Vicdan fıtığının derin acısı
Bir haftalık aradan sonra... Takvim bir yıl atıvermiş, bu "ilerleme"yi vesile sayan Ertuğrul Özkök de "yeni gazetecilik" derslerine başlayıvermiş. Özkök, Abdi İpekçi ve Uğur Mumcu isimlerini özenle seçerek, tabii onlara derin saygı ileterek, ama bir omuz darbesiyle de itekleyerek "eski gazetecilik"in cenazesini kaldırmaya soyunuyor. Gençlerin bu iki "gazeteci"yi örnek almasını çağdışı buluyor, "nostaljik patinaj" sayıyor. Haklı olduğu nokta, gazeteciliğin de değişimlere açık olma, hatta önden gidebilme zorunluluğu. "Değişim"in içini doldururken ise, kendi dolmasını yapıyor. Kendini kuramlaştırıyor. Kendini "idealize" ediyor. Kendince put kırarak, kendi sakat gazetecilik anlayışını "değişim" ayağına meşrulaştırmaya çabalıyor. Elbette onu da model alanlar vardır; var zaten. Ama vicdanı henüz diri olanların, kirden, çamurdan tiksinenlerin, gençlerin, "başka bir gazetecilik"i önemseyip Özkök'ün gerçekten en üst temsilcisi olduğu zihniyet ve icraata öfkelenmesini hazmedemiyor. Bu bir acı. İç acıması. Türkiye'nin en büyük gazetelerinden birini, iki ayrı patron döneminde, hem müesseseyi sattıran hem satın alınan yönetmen olarak yıllarca yönetmesine rağmen, bir gün geride kalacak "nam"adına içi sızlıyor.
*** Emin Çölaşan da aynı gün cevap vermiş Özkök'e. Yakından tanıdığı İpekçi ve Mumcu'ya, gazeteciliklerine sahip çıkarak, isim vermeden "köşe kapmış genel yayın yönetmeni, Ankara temsilcisi olmuş iş takipçileri, patronları ve kendileri adına iş bitirip köşeyi dönenler, yalakalar, dönekler, mütareke basını özentisi, her devrin adamı gazeteciler" i anıyor. Kendi açısından "dolu dolu" öfkeli.

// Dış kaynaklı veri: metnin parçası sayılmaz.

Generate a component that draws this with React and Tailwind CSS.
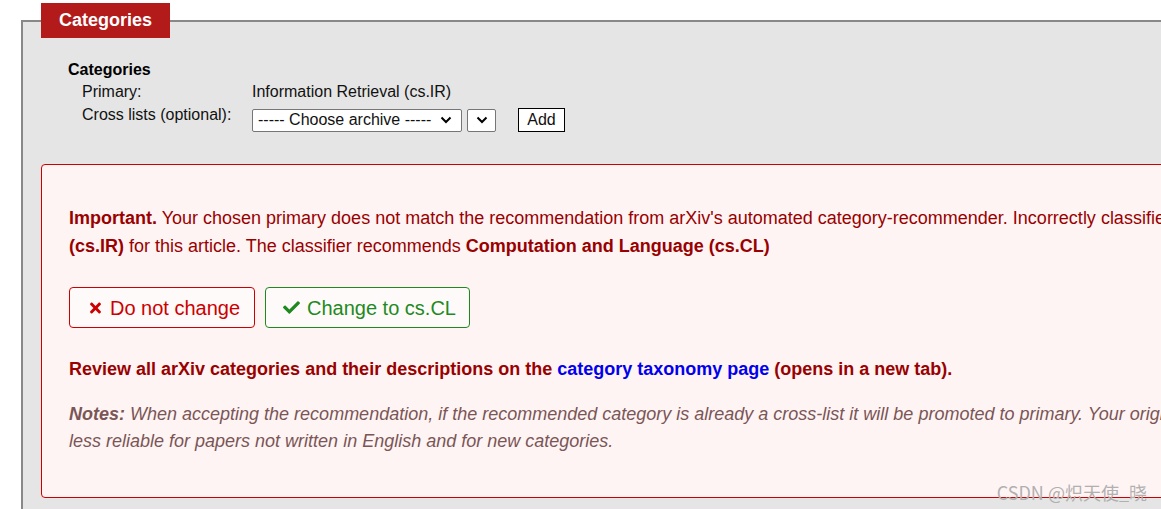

Ama eksik. "Ertuğrul Özkök'e yanıt" bizzat Özkök'ün gazetecilik zihniyetine açıkça çarpmadan hep eksik.. Tabii eğer, "Genel yayın yönetmeni, Ankara temsilcisi olmuş iş takipçileri"nden kasıt Özkök değilse.
*** Mesele iş takibinden de ibaret değil. Mesele, İpekçi ya da Mumcu'nun öldürülmemiş olsalardı ne yapabileceklerinden de ibaret değil. Asıl mesele, "vicdanını yitirmiş", toplumun çoğunluğuyla, somut hak ve özgürlüklerle akıl, fikir, duygu bağlarını zedelemiş, koparma noktasına getirmiş bir "sarı gazetecilik" türünün, "başarı, değişim, trend, moda" ambalajlarında pazarlanması. O yüzden, aslında olumlu bir gelişme sayılması gereken "ilkeler" de havada kalmaya mahkum. Çünkü o ilkelerin vicdanı yok. Başta kendisininki olmak üzere, siyasi, askeri, ekonomik, toplumsal, uluslararası her türlü güce tapınmaya adanmış bu gazeteciliğin vicdanı yok. Vicdandan "salt acıma"yı ya da "vefa"yı kastetmiyorum elbette. Mesela, gerek İpekçi gerek Mumcu ailesine (hâlâ) en çok sahip çıkanlardan biri Aydın Doğan'dır. Ancak; eğilmeyen, bükülmeyen, adeta saflıkla kamusal vicdan ile kendisininkini buluşturmaya, her türlü gücün dayatma ya da kafalama girişimlerine inat, gazeteci bağımsızlığına, haber ve eleştiri özgürlüğüne titizlenenlere karşı... "Özkök gazeteciliği"ni, Özkök'ü bile bir insan olarak yamulta yumulta model kılabilen bir vicdan(sızlık)dan söz ediyorum. "Nostaljik patinaj yapanlar", kaygan da olsa, en azından bir "zemin"e basıyor. Vicdanını çamura gömenlerin ise elleri yapış yapış, ayaklarının altı vıcık vıcık; o balçıkta omurga filan hak getire! Omurga harabesinin "vicdan fıtığı" acı veriyor. "Gazetecilik vicdanı"na öfke o yüzden. Her bi şey olup da bir türlü "kamusal itibar" kazanamamanın kronik fıtığı!